> _STATED TASK_: Return the listing below unchanged, minus its pictures.

> _SOURCE EXCERPT_:

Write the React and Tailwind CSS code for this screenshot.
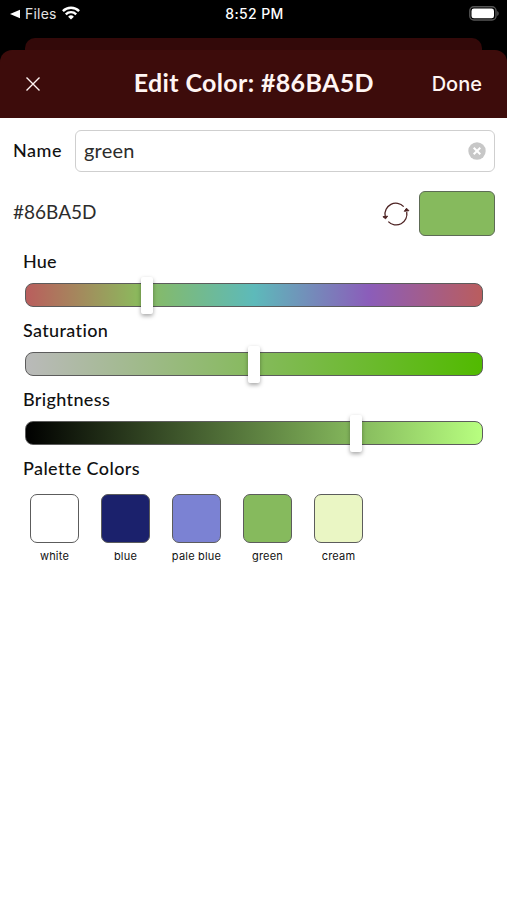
const sliders = [
  {
    label: 'Hue',
    value: 116,
    tracking: 'tracking-[0.2px]',
    track: 'bg-[linear-gradient(to_right,#ba5d5d,#8bba5d_25%,#5dbaba_50%,#8b5dba_75%,#ba5d5d)]',
  },
  {
    label: 'Saturation',
    value: 223,
    tracking: 'tracking-[0.35px]',
    track: 'bg-[linear-gradient(to_right,#bababa,#86ba5d_50%,#51ba00)]',
  },
  {
    label: 'Brightness',
    value: 325,
    tracking: 'tracking-[0.35px]',
    track: 'bg-[linear-gradient(to_right,#000000,#b8ff80)]',
  },
];

const palette = [
  { name: 'white', color: 'bg-white' },
  { name: 'blue', color: 'bg-[#1b216c]' },
  { name: 'pale blue', color: 'bg-[#7b82d3]' },
  { name: 'green', color: 'bg-[#86ba5d]' },
  { name: 'cream', color: 'bg-[#eaf6c4]' },
];

function StatusBar() {
  return (
    <div className="grid h-[27px] grid-cols-3 items-center pr-2 pl-[10px] font-['Inter',sans-serif] text-[14px] text-white">
      <div className="flex items-center">
        <svg className="mr-[5px] h-[10px] w-[10px]" viewBox="0 0 10 10" fill="currentColor">
          <path d="M0 5 10 .8v8.4z" />
        </svg>
        <span className="mr-[5px] tracking-[0.2px] text-[#e4e4e4]">Files</span>
        <svg className="-mt-[2px] h-[14px] w-[18px]" viewBox="0 0 18 14" fill="none" stroke="currentColor" strokeWidth="2.4">
          <path d="M.9 5.1a11.5 11.5 0 0 1 16.2 0" />
          <path d="M3.8 8.3a7.4 7.4 0 0 1 10.4 0" />
          <path d="M9 13.6 6.1 10.7a4.1 4.1 0 0 1 5.8 0z" fill="currentColor" stroke="none" />
        </svg>
      </div>
      <span className="text-center font-medium tracking-[0.4px]">8:52 PM</span>
      <svg className="h-[15px] w-[30px] justify-self-end" viewBox="0 0 30 15">
        <rect x=".8" y=".8" width="26.2" height="13.2" rx="4" fill="none" stroke="#555" strokeWidth="1.4" />
        <rect x="2.5" y="2.5" width="22.5" height="9.8" rx="2.4" fill="#fff" />
        <path d="M28.2 5v5c2-.8 2-4.2 0-5z" fill="#555" />
      </svg>
    </div>
  );
}

function Header() {
  return (
    <header className="flex h-[68px] items-center justify-between rounded-t-[12px] bg-[#3d0c0b] pr-[25px] pl-[26px] text-[#fff5f3]">
      <svg className="h-[14px] w-[14px]" viewBox="0 0 14 14" fill="none" stroke="currentColor" strokeWidth="1.4">
        <path d="M.5.5l13 13M13.5.5l-13 13" />
      </svg>
      <h1 className="ml-[36px] pb-[4px] text-[25px] leading-8 font-bold tracking-[0.35px] whitespace-nowrap">Edit Color: #86BA5D</h1>
      <button className="font-['Inter',sans-serif] text-[20px] font-medium">Done</button>
    </header>
  );
}

function Slider({ label, value, track, tracking }) {
  return (
    <section className="h-[69px] pl-[10px]">
      <h2 className={`h-[37px] pt-[3px] text-[18px] leading-6 font-medium ${tracking}`}>{label}</h2>
      <div className={`relative ml-[2px] h-[24px] w-[458px] rounded-[8px] border-[1.5px] border-[#5c5c5c] bg-origin-border ${track}`}>
        <div
          className="absolute -top-[7px] h-[37px] w-[12px] rounded-[2px] bg-white shadow-[0_2px_4px_rgba(0,0,0,0.35)]"
          style={{ left: value - 1 }}
        />
      </div>
    </section>
  );
}

export default function App() {
  return (
    <div className="min-h-[900px] w-[507px] bg-white font-['Lato',sans-serif] text-[#111]">
      <div className="bg-black">
        <StatusBar />
        <div className="mx-[25px] mt-[11px] h-3 rounded-t-[10px] bg-[#330909]" />
        <Header />
      </div>
      <main className="pt-[12px] pr-[12px] pl-[13px]">
        <label className="flex h-[42px] items-center">
          <span className="w-[62px] pb-px text-[18px] font-medium tracking-[0.5px]">Name</span>
          <span className="flex h-[42px] flex-1 items-center justify-between rounded-[6px] border border-[#cfcfcf] px-[8px]">
            <span className="pb-[2px] text-[20px] tracking-[0.2px] text-[#2c2c2c]">green</span>
            <svg className="h-[18px] w-[18px]" viewBox="0 0 18 18">
              <circle cx="9" cy="9" r="8.7" fill="#c7c7c7" />
              <path d="m5.7 5.7 6.6 6.6m0-6.6-6.6 6.6" stroke="#fff" strokeWidth="2" />
            </svg>
          </span>
        </label>
        <div className="mt-[19px] flex h-[45px] items-center">
          <span className="flex-1 pb-[2px] text-[19px] text-[#2c2c2c]">#86BA5D</span>
          <svg className="mr-[9px] h-[26px] w-[28px]" viewBox="0 0 28 26" fill="none" stroke="#4d2323" strokeWidth="1.3">
            <path d="M3.2 15A10.8 10.8 0 0 1 21.700 5.600M24.700 11A10.800 10.800 0 0 1 6.300 20.600" />
            <path d="M.9 15.700 5.600 15.200 3.600 17.800zM22.300 10.300l4.600-.6-2.400-2.500z" fill="#4d2323" strokeWidth="1" />
          </svg>
          <div className="h-[45px] w-[76px] rounded-[6px] border-[1.5px] border-[#5d6b55] bg-[#86ba5d]" />
        </div>
        <div className="mt-[10px]">
          {sliders.map((slider) => (
            <Slider key={slider.label} {...slider} />
          ))}
        </div>
        <h2 className="pt-[3px] pl-[10px] text-[18px] leading-6 font-medium tracking-[0.4px]">Palette Colors</h2>
        <ul className="mt-[14px] flex pl-[6px]">
          {palette.map(({ name, color }) => (
            <li key={name} className="flex w-[71px] flex-col items-center">
              <div className={`mr-px h-[49px] w-[49px] rounded-[7px] border-[1.5px] border-[#5c5c5c] ${color}`} />
              <span className="mt-[5px] font-['Inter',sans-serif] text-[11px] leading-4 tracking-[0.2px] whitespace-nowrap">{name}</span>
            </li>
          ))}
        </ul>
      </main>
    </div>
  );
}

> _TASK SOLUTION_:
Write the React and Tailwind CSS code for this screenshot.
const sliders = [
  {
    label: 'Hue',
    value: 116,
    tracking: 'tracking-[0.2px]',
    track: 'bg-[linear-gradient(to_right,#ba5d5d,#8bba5d_25%,#5dbaba_50%,#8b5dba_75%,#ba5d5d)]',
  },
  {
    label: 'Saturation',
    value: 223,
    tracking: 'tracking-[0.35px]',
    track: 'bg-[linear-gradient(to_right,#bababa,#86ba5d_50%,#51ba00)]',
  },
  {
    label: 'Brightness',
    value: 325,
    tracking: 'tracking-[0.35px]',
    track: 'bg-[linear-gradient(to_right,#000000,#b8ff80)]',
  },
];

const palette = [
  { name: 'white', color: 'bg-white' },
  { name: 'blue', color: 'bg-[#1b216c]' },
  { name: 'pale blue', color: 'bg-[#7b82d3]' },
  { name: 'green', color: 'bg-[#86ba5d]' },
  { name: 'cream', color: 'bg-[#eaf6c4]' },
];

function StatusBar() {
  return (
    <div className="grid h-[27px] grid-cols-3 items-center pr-2 pl-[10px] font-['Inter',sans-serif] text-[14px] text-white">
      <div className="flex items-center">
        <svg className="mr-[5px] h-[10px] w-[10px]" viewBox="0 0 10 10" fill="currentColor">
          <path d="M0 5 10 .8v8.4z" />
        </svg>
        <span className="mr-[5px] tracking-[0.2px] text-[#e4e4e4]">Files</span>
        <svg className="-mt-[2px] h-[14px] w-[18px]" viewBox="0 0 18 14" fill="none" stroke="currentColor" strokeWidth="2.4">
          <path d="M.9 5.1a11.5 11.5 0 0 1 16.2 0" />
          <path d="M3.8 8.3a7.4 7.4 0 0 1 10.4 0" />
          <path d="M9 13.6 6.1 10.7a4.1 4.1 0 0 1 5.8 0z" fill="currentColor" stroke="none" />
        </svg>
      </div>
      <span className="text-center font-medium tracking-[0.4px]">8:52 PM</span>
      <svg className="h-[15px] w-[30px] justify-self-end" viewBox="0 0 30 15">
        <rect x=".8" y=".8" width="26.2" height="13.2" rx="4" fill="none" stroke="#555" strokeWidth="1.4" />
        <rect x="2.5" y="2.5" width="22.5" height="9.8" rx="2.4" fill="#fff" />
        <path d="M28.2 5v5c2-.8 2-4.2 0-5z" fill="#555" />
      </svg>
    </div>
  );
}

function Header() {
  return (
    <header className="flex h-[68px] items-center justify-between rounded-t-[12px] bg-[#3d0c0b] pr-[25px] pl-[26px] text-[#fff5f3]">
      <svg className="h-[14px] w-[14px]" viewBox="0 0 14 14" fill="none" stroke="currentColor" strokeWidth="1.4">
        <path d="M.5.5l13 13M13.5.5l-13 13" />
      </svg>
      <h1 className="ml-[36px] pb-[4px] text-[25px] leading-8 font-bold tracking-[0.35px] whitespace-nowrap">Edit Color: #86BA5D</h1>
      <button className="font-['Inter',sans-serif] text-[20px] font-medium">Done</button>
    </header>
  );
}

function Slider({ label, value, track, tracking }) {
  return (
    <section className="h-[69px] pl-[10px]">
      <h2 className={`h-[37px] pt-[3px] text-[18px] leading-6 font-medium ${tracking}`}>{label}</h2>
      <div className={`relative ml-[2px] h-[24px] w-[458px] rounded-[8px] border-[1.5px] border-[#5c5c5c] bg-origin-border ${track}`}>
        <div
          className="absolute -top-[7px] h-[37px] w-[12px] rounded-[2px] bg-white shadow-[0_2px_4px_rgba(0,0,0,0.35)]"
          style={{ left: value - 1 }}
        />
      </div>
    </section>
  );
}

export default function App() {
  return (
    <div className="min-h-[900px] w-[507px] bg-white font-['Lato',sans-serif] text-[#111]">
      <div className="bg-black">
        <StatusBar />
        <div className="mx-[25px] mt-[11px] h-3 rounded-t-[10px] bg-[#330909]" />
        <Header />
      </div>
      <main className="pt-[12px] pr-[12px] pl-[13px]">
        <label className="flex h-[42px] items-center">
          <span className="w-[62px] pb-px text-[18px] font-medium tracking-[0.5px]">Name</span>
          <span className="flex h-[42px] flex-1 items-center justify-between rounded-[6px] border border-[#cfcfcf] px-[8px]">
            <span className="pb-[2px] text-[20px] tracking-[0.2px] text-[#2c2c2c]">green</span>
            <svg className="h-[18px] w-[18px]" viewBox="0 0 18 18">
              <circle cx="9" cy="9" r="8.7" fill="#c7c7c7" />
              <path d="m5.7 5.7 6.6 6.6m0-6.6-6.6 6.6" stroke="#fff" strokeWidth="2" />
            </svg>
          </span>
        </label>
        <div className="mt-[19px] flex h-[45px] items-center">
          <span className="flex-1 pb-[2px] text-[19px] text-[#2c2c2c]">#86BA5D</span>
          <svg className="mr-[9px] h-[26px] w-[28px]" viewBox="0 0 28 26" fill="none" stroke="#4d2323" strokeWidth="1.3">
            <path d="M3.2 15A10.8 10.8 0 0 1 21.700 5.600M24.700 11A10.800 10.800 0 0 1 6.300 20.600" />
            <path d="M.9 15.700 5.600 15.200 3.600 17.800zM22.300 10.300l4.600-.6-2.400-2.500z" fill="#4d2323" strokeWidth="1" />
          </svg>
          <div className="h-[45px] w-[76px] rounded-[6px] border-[1.5px] border-[#5d6b55] bg-[#86ba5d]" />
        </div>
        <div className="mt-[10px]">
          {sliders.map((slider) => (
            <Slider key={slider.label} {...slider} />
          ))}
        </div>
        <h2 className="pt-[3px] pl-[10px] text-[18px] leading-6 font-medium tracking-[0.4px]">Palette Colors</h2>
        <ul className="mt-[14px] flex pl-[6px]">
          {palette.map(({ name, color }) => (
            <li key={name} className="flex w-[71px] flex-col items-center">
              <div className={`mr-px h-[49px] w-[49px] rounded-[7px] border-[1.5px] border-[#5c5c5c] ${color}`} />
              <span className="mt-[5px] font-['Inter',sans-serif] text-[11px] leading-4 tracking-[0.2px] whitespace-nowrap">{name}</span>
            </li>
          ))}
        </ul>
      </main>
    </div>
  );
}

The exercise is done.